A form of fast-spreading breast cancer has remained hard to treat despite overall advances in the field. Now a new study reveals some of the underpinnings of this disease, called basal subtype breast cancer, and may point the way to future avenues of treatments.
Women with mutations in their BRCA1 genes are more likely than others to develop basal subtype breast cancer, and the study showed that even non-cancerous cells with these mutations express, or turn on, different genes, look different under a microscope and behave differently when they divide than cells without these mutations.
That means women with BRCA1 mutations have "a reservoir of cells primed to form cancer, if the right combination of other signals comes along," said study researcher Charlotte Kuperwasser, an associate professor of Cell, Molecular & Developmental Biology at Tufts University in Boston.
Normally, the BRCA1 gene suppresses tumor growth; women with mutations in this gene, however, have a much higher risk of developing breast cancer. Until now, scientists have not fully understood why.
"This is the first study that demonstrates there is something amiss in what appears to be normal breast tissue in women with this mutation," Kuperwasser said.
The study will be published Feb. 4 in the journal Cell Stem Cell.
In normal breast tissue, some cells are "milk makers" and others are "milk squeezers," and these types are easily distinguished from each other, Kuperwasser said.
But in their study, the team found that for women with BRCA1 mutations these breast cells develop abnormally, even when there are no signs of cancer. More specifically, these cell types get stuck in an immature state, Kuperwasser said.
"If you look at breast tissues under a microscope — in every way that we can do that — you cannot tell the difference between these cells," as you can in cells without the mutation, she said. And certain proteins that normally show up on the surfaces of cells of each type don't appear as they should.
In other ways, the tissue functions normally. These women have normal breast biology and normal lactation — somehow life has otherwise overcome the effects of the mutation, she said.
This lack of normal maturation represents a new way of understanding the role of the BRCA1 gene, she said.
"Our understanding of tumor suppressor genes has been that they put the brakes on cell growth," Kuperwasser said. "This shows they also play an important role in normal maturation and differentiation of cells." (Differentiation is a process by which cells mature.)
"Now we can think of cancers as two different puzzles — there's the DNA damage that we know can cause cancer, but there's also the normal process of differentiation, and the regulation of that differentiation process," she said.
Women with BRCA1 mutations face an 80-percent chance of developing breast cancer in their lives, and many of them develop the basal subtype. Often, basal subtype cancers are particularly devastating, because they are impervious to treatments with hormone therapies.
"There's a very limited arsenal for treating basal subtype cancers," Kuperwasser said. The finding suggests scientists may want to consider therapies for basal breast cancer that target the genes involved in the differentiation of these cells.

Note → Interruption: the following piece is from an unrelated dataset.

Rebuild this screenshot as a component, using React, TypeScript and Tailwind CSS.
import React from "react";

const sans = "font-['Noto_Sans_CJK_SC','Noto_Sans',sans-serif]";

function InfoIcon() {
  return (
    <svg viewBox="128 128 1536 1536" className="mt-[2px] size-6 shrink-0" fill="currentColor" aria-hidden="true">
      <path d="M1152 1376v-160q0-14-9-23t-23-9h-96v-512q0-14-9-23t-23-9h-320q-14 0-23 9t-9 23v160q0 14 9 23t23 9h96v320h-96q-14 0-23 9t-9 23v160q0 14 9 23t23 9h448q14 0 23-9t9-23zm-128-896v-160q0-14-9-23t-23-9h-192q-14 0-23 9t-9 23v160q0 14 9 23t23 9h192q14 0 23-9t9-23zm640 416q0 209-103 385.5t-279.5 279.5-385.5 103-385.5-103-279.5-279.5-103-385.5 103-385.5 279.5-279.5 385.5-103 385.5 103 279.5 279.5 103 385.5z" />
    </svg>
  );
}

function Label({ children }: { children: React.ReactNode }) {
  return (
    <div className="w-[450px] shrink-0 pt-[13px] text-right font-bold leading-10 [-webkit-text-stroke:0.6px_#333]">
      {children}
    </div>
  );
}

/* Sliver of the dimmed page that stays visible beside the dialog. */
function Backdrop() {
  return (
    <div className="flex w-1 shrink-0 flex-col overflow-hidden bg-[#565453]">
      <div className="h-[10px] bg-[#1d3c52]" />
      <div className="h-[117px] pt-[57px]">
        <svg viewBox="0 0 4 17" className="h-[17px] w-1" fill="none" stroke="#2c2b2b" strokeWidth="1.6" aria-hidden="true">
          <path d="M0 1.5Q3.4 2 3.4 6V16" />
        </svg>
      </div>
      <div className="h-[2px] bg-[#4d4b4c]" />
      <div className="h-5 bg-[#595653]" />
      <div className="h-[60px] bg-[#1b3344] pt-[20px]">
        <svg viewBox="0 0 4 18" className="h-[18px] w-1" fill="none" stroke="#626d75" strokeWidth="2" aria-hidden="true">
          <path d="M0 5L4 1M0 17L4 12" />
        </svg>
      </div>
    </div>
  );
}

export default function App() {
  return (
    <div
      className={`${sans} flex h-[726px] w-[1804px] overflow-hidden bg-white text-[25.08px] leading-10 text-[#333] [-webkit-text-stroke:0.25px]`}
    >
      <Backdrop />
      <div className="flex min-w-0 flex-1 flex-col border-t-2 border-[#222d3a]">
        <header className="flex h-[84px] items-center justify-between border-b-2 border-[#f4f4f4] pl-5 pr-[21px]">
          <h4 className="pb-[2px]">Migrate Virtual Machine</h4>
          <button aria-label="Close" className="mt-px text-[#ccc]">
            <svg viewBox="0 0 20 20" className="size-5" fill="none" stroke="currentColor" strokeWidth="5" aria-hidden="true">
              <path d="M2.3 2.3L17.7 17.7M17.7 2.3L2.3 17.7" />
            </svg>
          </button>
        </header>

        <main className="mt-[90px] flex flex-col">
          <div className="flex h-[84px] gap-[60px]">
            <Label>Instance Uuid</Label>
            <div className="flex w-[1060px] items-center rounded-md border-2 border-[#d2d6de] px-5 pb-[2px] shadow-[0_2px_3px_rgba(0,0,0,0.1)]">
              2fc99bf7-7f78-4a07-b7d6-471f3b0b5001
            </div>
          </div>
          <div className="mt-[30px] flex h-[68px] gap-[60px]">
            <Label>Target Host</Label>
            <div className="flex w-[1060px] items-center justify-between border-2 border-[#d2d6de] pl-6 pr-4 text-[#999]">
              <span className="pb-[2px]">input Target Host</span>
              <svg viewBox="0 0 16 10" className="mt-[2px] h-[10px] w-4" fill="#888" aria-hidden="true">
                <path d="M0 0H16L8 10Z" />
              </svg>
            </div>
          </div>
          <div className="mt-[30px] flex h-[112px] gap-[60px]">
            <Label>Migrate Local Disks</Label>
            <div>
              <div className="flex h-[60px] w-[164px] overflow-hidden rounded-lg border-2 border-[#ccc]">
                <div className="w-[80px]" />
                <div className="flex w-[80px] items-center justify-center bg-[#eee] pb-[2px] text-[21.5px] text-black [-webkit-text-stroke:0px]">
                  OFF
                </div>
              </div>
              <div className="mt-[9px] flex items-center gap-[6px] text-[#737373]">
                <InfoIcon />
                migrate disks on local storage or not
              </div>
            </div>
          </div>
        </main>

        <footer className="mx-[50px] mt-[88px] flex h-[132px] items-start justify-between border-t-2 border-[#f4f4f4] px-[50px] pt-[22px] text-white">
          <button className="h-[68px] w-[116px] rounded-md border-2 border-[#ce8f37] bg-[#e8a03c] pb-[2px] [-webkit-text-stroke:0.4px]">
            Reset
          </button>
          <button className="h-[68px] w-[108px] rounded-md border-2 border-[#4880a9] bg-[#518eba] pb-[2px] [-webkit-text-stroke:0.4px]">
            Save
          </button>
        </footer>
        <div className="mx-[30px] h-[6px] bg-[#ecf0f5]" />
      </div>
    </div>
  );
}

"Even if we could convert basal cancers to luminal, hormone-responsive breast cancer, we could treat it," she said.
Further, the study shows that researchers should consider treating women with BRCA1 mutations before they develop breast cancer, she said. Therapies could be designed to coax their cells to differentiate — to get them out of their immature state — before cancer arises, she said.
"If we could normalize their breast tissue, could we lower their incidence [of breast cancer]?" she said.

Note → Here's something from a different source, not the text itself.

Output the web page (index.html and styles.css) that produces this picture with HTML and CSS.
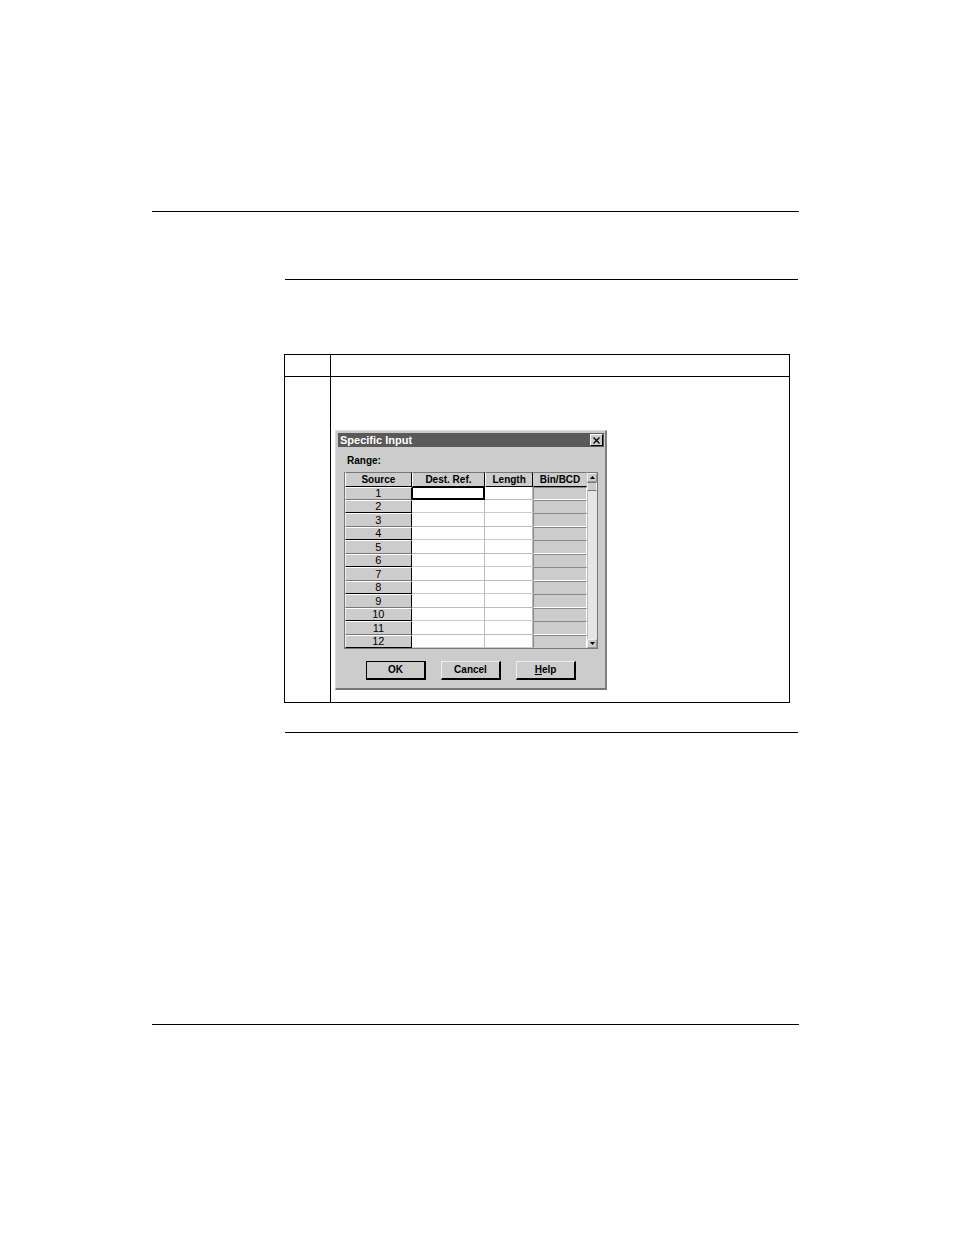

Researchers may also want to study the 20 percent of women with BRCA1 mutations who don't develop breast cancer.
"What's going on in those cases, what specific mutations might be different and other factors that are involved, we don't really know," Kuperwasser said.
Pass it on: Breast tissue from women with BRCA1 mutations remains stuck in an immature state. Coaxing it out of that state could lower the risk of developing cancer or change the type of cancer that develops.